View of the Bay of Islands from Russell Look Out



Meg at the Pompellier Printing house, Russell

Cemetery in Russell

Matthew and Meg in the town of Russell


Town of Russell














A drive through Middle Earth- PART ONE: The North End

A week later, we decided to take a few days off the boat and do a trial run with the M-Mobile (aka Lawrence), trying out life on land for a while- camping ! We left early Thursday morning, headed North towards Cape Reinga, the most northern Tip of New Zealand. 






A Bonafide-recently sheared-New Zealand Sheep !


People sometimes ask: of all the places you have seen,is there any place where you’ve seen where you think you could live ?  We have seen some magnificent places, some ‘out of this world’ beaches and deserted islands, met some incredibly nice people, but I could never really see myself living any of those places long term-It might of been the  cultural difference or language barriers, or just something, can’t put my finger on what, but something familiar was missing- until now.Yes, I could live in New Zealand ! There is no doubt in my mind.

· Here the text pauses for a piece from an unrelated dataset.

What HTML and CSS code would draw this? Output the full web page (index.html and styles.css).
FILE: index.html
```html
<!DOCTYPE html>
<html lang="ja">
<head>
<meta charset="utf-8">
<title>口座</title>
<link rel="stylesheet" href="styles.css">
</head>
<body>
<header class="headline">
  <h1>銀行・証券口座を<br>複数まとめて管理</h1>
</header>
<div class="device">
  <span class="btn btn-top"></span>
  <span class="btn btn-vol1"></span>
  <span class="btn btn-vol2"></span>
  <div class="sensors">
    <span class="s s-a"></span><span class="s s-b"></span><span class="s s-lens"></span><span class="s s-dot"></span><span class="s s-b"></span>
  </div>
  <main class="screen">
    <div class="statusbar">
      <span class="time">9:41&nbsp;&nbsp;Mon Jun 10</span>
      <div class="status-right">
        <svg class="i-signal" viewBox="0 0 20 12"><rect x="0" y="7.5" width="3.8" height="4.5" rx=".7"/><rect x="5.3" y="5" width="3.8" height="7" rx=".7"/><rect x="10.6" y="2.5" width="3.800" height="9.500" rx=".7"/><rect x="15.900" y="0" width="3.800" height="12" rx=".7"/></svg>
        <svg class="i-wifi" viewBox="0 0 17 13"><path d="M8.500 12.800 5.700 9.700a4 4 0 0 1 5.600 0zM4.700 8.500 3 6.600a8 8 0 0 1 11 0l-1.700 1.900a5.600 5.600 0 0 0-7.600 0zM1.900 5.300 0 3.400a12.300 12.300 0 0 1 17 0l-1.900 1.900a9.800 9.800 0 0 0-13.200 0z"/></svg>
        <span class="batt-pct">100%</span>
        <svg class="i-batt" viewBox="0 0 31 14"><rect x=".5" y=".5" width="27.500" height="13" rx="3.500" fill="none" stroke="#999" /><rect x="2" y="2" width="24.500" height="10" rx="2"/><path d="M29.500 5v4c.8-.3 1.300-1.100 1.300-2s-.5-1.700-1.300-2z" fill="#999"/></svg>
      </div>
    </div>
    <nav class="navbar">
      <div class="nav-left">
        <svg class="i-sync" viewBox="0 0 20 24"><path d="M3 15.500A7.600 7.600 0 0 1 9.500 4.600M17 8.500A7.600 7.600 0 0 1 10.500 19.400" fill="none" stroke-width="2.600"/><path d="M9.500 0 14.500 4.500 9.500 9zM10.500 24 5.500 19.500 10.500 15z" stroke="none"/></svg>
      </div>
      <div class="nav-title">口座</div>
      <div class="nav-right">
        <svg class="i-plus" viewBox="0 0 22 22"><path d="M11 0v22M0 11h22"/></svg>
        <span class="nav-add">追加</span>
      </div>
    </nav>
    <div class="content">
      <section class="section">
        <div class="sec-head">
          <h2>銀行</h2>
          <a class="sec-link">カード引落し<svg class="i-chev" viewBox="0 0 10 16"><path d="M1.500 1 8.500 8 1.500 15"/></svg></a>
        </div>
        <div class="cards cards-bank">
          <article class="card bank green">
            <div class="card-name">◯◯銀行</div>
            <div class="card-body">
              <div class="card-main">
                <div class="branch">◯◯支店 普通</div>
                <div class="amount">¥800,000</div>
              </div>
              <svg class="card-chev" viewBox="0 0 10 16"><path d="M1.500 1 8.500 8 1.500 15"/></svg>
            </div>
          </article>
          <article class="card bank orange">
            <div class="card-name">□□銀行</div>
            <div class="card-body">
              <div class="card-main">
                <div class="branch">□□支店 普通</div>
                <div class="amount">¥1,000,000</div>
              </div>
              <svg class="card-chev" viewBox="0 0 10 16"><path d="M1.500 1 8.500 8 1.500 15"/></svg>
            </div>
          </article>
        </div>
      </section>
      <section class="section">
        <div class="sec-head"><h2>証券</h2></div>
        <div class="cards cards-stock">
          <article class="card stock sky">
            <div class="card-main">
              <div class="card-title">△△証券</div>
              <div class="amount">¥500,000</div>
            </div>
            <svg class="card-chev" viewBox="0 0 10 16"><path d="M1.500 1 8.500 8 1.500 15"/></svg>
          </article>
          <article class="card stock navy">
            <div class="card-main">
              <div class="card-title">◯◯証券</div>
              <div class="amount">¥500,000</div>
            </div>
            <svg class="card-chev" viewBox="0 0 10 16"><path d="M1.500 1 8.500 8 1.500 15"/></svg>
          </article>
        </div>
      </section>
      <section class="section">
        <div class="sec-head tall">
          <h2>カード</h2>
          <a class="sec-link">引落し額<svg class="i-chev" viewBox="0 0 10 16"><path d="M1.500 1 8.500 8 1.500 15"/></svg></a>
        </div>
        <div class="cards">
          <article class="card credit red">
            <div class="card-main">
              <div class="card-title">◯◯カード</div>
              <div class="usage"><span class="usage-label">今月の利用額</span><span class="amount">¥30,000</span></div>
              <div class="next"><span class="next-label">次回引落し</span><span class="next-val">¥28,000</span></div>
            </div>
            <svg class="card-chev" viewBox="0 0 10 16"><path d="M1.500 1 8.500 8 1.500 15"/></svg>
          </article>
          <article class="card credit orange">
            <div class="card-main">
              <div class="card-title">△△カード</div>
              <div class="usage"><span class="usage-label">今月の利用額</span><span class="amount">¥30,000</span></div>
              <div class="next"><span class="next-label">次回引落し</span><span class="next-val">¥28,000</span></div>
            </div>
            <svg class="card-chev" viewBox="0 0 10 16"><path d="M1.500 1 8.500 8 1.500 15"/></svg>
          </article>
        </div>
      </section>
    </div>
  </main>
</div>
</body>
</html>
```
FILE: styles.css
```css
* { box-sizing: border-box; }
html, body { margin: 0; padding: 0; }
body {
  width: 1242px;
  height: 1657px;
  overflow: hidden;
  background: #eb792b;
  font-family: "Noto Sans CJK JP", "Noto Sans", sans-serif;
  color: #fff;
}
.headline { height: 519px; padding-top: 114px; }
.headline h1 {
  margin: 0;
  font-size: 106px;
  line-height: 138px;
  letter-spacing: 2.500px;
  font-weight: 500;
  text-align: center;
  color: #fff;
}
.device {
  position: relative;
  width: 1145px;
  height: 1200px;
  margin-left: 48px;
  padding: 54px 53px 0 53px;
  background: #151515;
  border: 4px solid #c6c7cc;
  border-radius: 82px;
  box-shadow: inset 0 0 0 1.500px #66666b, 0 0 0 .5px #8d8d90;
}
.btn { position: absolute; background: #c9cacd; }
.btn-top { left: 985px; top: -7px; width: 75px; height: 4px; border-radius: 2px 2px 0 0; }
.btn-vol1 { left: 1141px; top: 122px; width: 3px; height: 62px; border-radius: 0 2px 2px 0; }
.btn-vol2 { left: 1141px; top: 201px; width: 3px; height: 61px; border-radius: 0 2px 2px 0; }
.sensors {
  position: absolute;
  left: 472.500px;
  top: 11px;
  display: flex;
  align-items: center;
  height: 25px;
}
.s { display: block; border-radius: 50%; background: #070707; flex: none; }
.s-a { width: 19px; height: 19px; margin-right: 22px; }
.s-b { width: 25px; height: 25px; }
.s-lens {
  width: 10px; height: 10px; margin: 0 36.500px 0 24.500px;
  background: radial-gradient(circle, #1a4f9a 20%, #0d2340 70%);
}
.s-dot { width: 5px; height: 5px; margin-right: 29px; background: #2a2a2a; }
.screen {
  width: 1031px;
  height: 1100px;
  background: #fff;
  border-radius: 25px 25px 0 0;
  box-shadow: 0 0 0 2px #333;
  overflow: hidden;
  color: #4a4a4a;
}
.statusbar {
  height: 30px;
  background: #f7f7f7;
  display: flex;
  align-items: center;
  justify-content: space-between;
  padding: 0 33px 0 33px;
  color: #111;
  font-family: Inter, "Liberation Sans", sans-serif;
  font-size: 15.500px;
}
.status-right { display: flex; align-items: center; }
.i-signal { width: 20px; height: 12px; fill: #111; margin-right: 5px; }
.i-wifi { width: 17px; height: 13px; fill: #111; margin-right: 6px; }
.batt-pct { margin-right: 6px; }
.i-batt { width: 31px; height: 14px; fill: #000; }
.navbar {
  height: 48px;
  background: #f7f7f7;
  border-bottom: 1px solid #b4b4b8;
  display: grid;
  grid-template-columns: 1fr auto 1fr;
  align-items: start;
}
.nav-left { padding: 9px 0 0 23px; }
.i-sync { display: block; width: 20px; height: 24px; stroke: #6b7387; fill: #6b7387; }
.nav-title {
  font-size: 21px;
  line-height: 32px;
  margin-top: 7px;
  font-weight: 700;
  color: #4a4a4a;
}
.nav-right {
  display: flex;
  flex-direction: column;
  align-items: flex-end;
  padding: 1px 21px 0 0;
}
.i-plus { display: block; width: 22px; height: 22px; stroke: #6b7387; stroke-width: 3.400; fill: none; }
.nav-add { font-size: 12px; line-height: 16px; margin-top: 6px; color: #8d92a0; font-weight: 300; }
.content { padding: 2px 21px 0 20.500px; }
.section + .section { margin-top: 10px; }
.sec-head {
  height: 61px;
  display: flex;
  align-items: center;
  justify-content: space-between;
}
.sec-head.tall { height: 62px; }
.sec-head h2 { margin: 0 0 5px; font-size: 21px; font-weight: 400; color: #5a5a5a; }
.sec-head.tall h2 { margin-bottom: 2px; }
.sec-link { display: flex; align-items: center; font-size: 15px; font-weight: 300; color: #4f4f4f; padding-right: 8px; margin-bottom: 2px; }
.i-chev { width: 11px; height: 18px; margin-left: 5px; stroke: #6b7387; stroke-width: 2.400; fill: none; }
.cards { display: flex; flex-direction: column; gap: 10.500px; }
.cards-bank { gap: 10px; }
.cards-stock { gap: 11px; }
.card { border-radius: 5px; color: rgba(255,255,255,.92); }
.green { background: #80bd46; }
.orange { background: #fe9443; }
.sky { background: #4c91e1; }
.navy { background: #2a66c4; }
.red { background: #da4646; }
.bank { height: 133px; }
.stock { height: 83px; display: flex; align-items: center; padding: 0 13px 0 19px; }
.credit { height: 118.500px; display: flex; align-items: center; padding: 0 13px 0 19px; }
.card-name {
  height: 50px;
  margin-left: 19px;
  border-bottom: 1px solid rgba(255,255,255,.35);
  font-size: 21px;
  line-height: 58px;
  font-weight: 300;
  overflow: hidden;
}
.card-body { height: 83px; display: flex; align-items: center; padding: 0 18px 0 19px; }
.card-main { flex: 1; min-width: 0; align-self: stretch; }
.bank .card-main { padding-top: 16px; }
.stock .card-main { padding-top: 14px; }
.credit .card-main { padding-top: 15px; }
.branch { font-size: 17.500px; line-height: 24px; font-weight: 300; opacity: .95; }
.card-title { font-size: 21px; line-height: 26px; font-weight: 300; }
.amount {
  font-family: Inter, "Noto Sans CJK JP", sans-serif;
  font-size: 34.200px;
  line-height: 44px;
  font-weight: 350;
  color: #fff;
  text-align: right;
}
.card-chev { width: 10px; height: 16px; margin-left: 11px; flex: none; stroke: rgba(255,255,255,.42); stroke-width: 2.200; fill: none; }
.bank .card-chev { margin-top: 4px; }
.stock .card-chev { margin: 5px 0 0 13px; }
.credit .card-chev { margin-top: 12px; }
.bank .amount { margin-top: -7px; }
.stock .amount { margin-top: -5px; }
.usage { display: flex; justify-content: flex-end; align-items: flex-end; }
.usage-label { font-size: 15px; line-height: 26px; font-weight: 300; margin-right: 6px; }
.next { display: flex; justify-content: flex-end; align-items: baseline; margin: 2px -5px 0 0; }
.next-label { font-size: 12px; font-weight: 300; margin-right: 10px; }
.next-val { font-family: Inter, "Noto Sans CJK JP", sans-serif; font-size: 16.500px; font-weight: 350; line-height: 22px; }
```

This place is, quite simply stunning !


As we drove around each bend in the road, there were more “Ooohs !” and “Aaahh, look at that!" I am sorry that I did not stop the car to take photos but the road just beckoned us to go on and on, around the next bend and the next, but every few minutes, I saw something that made my jaw drop. Imagine if you will:  Rolling hills, field after field with cows and sheep grazing, but in the most picture perfect postcard, that is what we saw for three days. Blue (sometimes grey) skies, over looking bays of blue water, shades of green fields and yellow (giant sand dunes), every now and then the hills were dotted with white woolly animals or  black and white ones. At one point, it almost gets ridiculous, you start to wonder; “Where do they keep their “ugly?” You know what I mean ? The refineries, the quarries, the industry, the rows of rectangular buildings?  Under what corner, under what “rug” do they “sweep”  it under? I ask  because all we saw was just too darn pretty, everywhere ! (Okay, full disclosure: we were driving on the scenic “tourist” highway), that may of been part of it, but still, com’on ! Hour after hour of perfection starts to get surreal after a while, and you wonder”  Am I driving on a movie set ?” 

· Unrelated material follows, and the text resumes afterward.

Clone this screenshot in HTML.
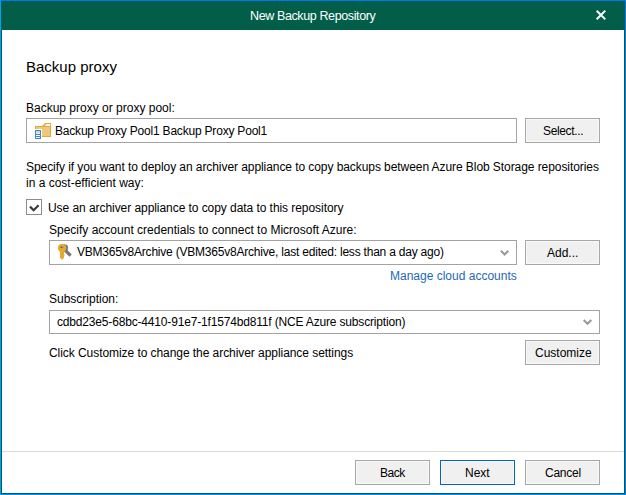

Well, in a way I guess we are, (Lord of the Rings Trilogy and the Hobbit- all 6 films having been made here), but most of those sceneries we expect to see when we tour the South Island, in January-February) So we didn’t stop for many pictures, but we DID stop for ice cream and fish and chips, we also stopped at the giant sand dunes where we all had a go “tobogganing” down the steep hills of white silica, lots of fun, but, phew, going up sure was a workout ! 


From the top it felt like we had been dropped into the Sahara desert.

Toboganning down the giant sand dunes in the North end

Boogie boarding on sand !

We all enjoyed the ride !


We also stopped to see the famed 90 Mile Beach, it reminded me so much of Cape Hatteras (North Carolina) of my youth, sand dunes and beaches as far as the eye could see, except, completely deserted. When we arrived at the Cape, we enjoyed the feeling of freedom that goes with self sufficient camping, sharing a water front campsite with a bunch of young back backers. After our evening dinner we sat and  watched the seagulls who were standing by waiting for the tide to come in and with it, their dinner.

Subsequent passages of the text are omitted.